Its numerical value is [the same as] Eisav,

for one should be first to greet every person, even a gentile.

(Baal ha-Turim Bamidbar 6:26)

 

…the Baal ha-Turim's second explanation is much deeper, when he says

"Shalom: Its numerical value is [the same as] Eisav"…

and as has been stated, this is talking about the priestly blessing, meaning –

the blessing of peace to Israel

is not complete as long as there is no peace for Esau as well. It

may be said that in Toldot, the numerical value of Eisav is shalom in order to restrain Esau,

while in the priestly blessing, the numerical value of Eisav

is shalom in order to inform the People Israel how strongly they are

commanded to make peace, and that there will be no peace for Israel as long as

there is no peace between Jacob and Esau.

(Prof. Y. Leibowitz, z"l, Sheva Shanim Shel Sihot

al Parashat ha-Shavua,

pg. 110).

 

So Jacob drew close to his father Isaac, who felt him

and wondered, "The voice is the voice of Jacob, but the hands are the

hands of Esau."

(Bereishit 27:22)

 

The voice is the voice of Jacob – No prayer

is ever effective without the participation of Jacob's offspring.

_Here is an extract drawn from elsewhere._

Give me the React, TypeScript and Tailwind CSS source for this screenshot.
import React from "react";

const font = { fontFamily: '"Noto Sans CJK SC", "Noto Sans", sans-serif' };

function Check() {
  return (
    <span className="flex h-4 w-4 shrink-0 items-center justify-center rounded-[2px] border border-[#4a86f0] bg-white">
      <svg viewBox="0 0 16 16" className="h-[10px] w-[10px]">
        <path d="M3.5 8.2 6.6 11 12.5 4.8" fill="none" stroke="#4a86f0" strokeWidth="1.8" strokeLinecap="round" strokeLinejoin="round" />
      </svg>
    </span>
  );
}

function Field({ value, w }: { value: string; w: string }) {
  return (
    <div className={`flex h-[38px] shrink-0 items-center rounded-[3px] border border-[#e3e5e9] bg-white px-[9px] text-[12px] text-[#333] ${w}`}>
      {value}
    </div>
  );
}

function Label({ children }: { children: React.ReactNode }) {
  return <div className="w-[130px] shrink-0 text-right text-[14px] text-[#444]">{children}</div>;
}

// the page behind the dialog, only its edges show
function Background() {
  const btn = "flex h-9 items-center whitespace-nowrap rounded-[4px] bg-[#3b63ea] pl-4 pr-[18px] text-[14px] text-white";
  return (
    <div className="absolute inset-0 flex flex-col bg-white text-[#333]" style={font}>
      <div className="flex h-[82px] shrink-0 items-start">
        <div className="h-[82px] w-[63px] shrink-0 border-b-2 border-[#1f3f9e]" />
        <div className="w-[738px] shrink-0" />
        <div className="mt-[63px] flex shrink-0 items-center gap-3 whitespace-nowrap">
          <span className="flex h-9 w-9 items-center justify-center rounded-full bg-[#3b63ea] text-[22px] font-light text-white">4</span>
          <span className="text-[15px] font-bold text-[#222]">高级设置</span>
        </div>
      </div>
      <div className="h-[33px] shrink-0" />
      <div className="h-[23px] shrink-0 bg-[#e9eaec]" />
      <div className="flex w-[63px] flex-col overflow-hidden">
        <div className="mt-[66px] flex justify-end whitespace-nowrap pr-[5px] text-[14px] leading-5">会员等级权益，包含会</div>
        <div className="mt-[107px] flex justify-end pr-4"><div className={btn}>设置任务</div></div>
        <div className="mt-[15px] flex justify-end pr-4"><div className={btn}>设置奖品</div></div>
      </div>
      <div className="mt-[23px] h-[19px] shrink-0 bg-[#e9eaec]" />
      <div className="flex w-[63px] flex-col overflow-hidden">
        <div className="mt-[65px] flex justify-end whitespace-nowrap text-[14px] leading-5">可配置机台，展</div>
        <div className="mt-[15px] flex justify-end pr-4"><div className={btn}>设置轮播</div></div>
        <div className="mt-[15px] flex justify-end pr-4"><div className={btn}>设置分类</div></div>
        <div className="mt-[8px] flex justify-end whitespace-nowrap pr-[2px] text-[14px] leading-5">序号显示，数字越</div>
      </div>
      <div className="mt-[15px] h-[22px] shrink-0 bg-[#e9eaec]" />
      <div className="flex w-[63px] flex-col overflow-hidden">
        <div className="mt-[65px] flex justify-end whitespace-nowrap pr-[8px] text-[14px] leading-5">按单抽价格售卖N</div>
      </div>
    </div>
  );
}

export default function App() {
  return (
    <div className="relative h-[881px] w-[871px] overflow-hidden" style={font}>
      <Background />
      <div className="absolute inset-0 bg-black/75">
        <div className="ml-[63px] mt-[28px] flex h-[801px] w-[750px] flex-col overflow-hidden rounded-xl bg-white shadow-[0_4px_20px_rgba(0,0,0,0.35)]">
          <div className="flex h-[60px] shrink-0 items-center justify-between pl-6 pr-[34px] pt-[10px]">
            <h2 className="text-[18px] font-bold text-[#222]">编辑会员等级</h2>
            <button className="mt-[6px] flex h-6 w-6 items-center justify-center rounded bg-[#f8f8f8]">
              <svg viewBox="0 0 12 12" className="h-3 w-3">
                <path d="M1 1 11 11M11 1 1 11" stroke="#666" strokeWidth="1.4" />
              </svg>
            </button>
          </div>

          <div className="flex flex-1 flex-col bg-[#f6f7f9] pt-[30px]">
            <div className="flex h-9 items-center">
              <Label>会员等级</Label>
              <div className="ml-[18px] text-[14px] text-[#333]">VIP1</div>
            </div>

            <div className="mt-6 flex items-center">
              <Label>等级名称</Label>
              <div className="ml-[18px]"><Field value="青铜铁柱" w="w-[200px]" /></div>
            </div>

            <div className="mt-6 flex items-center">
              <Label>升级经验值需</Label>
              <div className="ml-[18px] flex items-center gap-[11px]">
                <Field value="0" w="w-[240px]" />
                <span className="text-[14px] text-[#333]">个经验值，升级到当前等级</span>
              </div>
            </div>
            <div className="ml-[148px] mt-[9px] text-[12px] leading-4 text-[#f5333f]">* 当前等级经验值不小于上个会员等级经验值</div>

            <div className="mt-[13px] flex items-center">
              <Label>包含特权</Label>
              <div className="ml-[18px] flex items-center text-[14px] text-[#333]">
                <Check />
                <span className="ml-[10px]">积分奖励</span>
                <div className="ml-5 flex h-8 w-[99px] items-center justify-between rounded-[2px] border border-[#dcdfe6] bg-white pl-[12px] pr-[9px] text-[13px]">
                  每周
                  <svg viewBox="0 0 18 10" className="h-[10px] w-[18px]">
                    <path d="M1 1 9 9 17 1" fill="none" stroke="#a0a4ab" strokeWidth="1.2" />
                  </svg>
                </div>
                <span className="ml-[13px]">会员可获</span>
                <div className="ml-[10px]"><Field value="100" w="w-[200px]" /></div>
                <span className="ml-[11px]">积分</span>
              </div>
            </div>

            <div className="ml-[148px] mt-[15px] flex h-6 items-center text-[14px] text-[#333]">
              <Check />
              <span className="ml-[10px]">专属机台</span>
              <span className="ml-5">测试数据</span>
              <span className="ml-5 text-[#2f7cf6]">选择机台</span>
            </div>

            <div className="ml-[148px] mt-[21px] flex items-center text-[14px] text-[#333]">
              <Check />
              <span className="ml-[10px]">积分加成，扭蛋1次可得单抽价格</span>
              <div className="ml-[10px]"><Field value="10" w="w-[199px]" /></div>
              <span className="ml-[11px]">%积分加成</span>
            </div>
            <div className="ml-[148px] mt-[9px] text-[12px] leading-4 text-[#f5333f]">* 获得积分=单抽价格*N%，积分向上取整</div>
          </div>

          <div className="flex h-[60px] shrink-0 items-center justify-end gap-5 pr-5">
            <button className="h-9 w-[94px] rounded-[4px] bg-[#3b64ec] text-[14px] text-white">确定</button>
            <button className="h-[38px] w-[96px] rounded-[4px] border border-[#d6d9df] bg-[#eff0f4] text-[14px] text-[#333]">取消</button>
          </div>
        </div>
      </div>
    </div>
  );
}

 Yet the hands are the hands of Esau

No war is ever won without the participation of Esau's offspring in it.

 

Caution is Required when we try to Understand the

Present on the Basis of the Past

These blessings invite several difficult questions. If the

blessing was a prophecy, how could he not know who he was blessing?… it seems correct to me that the prophet's blessing is a

kind of prayer, and God hears his prayer, since this blessing principally

concerns their offspring. There are those who have not awakened from their

foolish slumber who think that we are still in the exile of Edom. But this is not so – Edom was under Judah's

control, and so it is written, Thus Edom

fell away from Judah's

control (II Kings 8:22). Yoav also killed off every male in Edom (I Kings 11:16). Since it [Edom] was under Judah's

control, they rejoiced on the day of our catastrophe [the destruction of the

first Temple],

and told the Babylonians, Strip her, strip her, to her very foundations (Psalms 137:7). It was especially humiliating

for Israel that Edom would humiliate them in their evil…. in

the days of Agripas, when Jerusalem was under

siege and the Edomite forces came to Judah's aid. The people which

exiled us was derived from the Kittim, and so the translator rendered Ships

came from the quarter of Kittim (Bamidbar

24:24) [as referring to Rome], that is

the Greek Kingdom, as I explained in my commentary

on the Book of Daniel. There were but a few people who believed in the new

faith [Christianity]. When many came to believe in it in the days of Constantine, who had renewed the religion entirely, and

there had been [until that time] no one in the world who observed the religion

[Christianity], besides the Edomites [and so, Roman Christendom is referred to

as "Edom"].

[Similarly], today the people of Egypt

and Ethiopia and Elam

are referred to as Ishmaelites, but there but a few real descendents of the

Ishmaelites among them.

(Ibn Ezra on Bereishit 27:40)

 

Jacob 's Moral Conflict

And he went and

took it and brought it to his mother [va

'yelekh, va 'yikah, va 'yavi] (Bereishit 27:14) – coerced, subordinate, and crying.

(Bereishit Rabbah 65)

 

This may be a derasha

on va 'yelekh, va 'yikah, va 'yavi – "vay"

[woe] because of these three.

(RaDaL on Bereishit Rabbah)

 

God

Shows No Favoritism

Whoever

says that the Holy One, Blessed Be He, is lenient – may his intestines be torn

out. Rather, He is forbearing, but eventually he collects his debts. Esau cried

one scream because of Jacob, as is written, When Esau heard his father's

words he cried out with a very great and bitter cry. And where was

he repaid? In Shushan, as is written, And he (Mordecai) cried out

with a great and bitter cry (Esther 4).

(Bereishit Rabbah 67)

 

In

Midrash Rabbah they (the Sages) said that our father Jacob was punished for

causing Esau to cry a very great and bitter cry, resulting in Mordecai's

crying a great and bitter cry. There seems to be a difficulty – why was

he (Jacob) punished for Esau's scream more severely than was (pained) his

righteous father Isaac, who trembled with very great trembling? [Trans.

note – the adjective "bitter" appears only with reference to Esau's

cry, not to Isaac's trembling]. . It seems to me: Jacob performed his

transgression in good faith (lishma). He derived no pleasure from

Yitzhak's trembling; he was certainly sorry about that, but he was coerced (by

his mother Rebecca) to sin. This was not the case with regards to Esau's cry; he

was happy about that, and therefore he was punished, because he had brought

it about by the sin of lying, and one may not derive any pleasure from that.

(NeTzIV, Harhev Davar, Bereishit 27: 9, note 1)

 

Midrashei Tzafon

From the pen of our member, Ronen Ahituv

And Isaac loved Esau (25:28)

Three people loved the field: Cain, Esau, and Isaac.

Cain, for it is said: worker of the land. Esau, for it is said: man

of the field. Isaac, for it is said: and Isaac planted seeds, and he

was told: dwell in the land.

That is why it is written: and Isaac loved Esau.

Another explanation: Why and Isaac loved Esau? Because and

Rebecca loved Jacob.

He knew she had been told and your seed shall conquer the gates of

its enemies and she had been told, and one nation will be stronger than

the other.

He said: "If I choose Jacob, as she has, Esau will be his enemy and

I will be bereft of my son Esau."

Therefore it says: and Isaac loved Esau.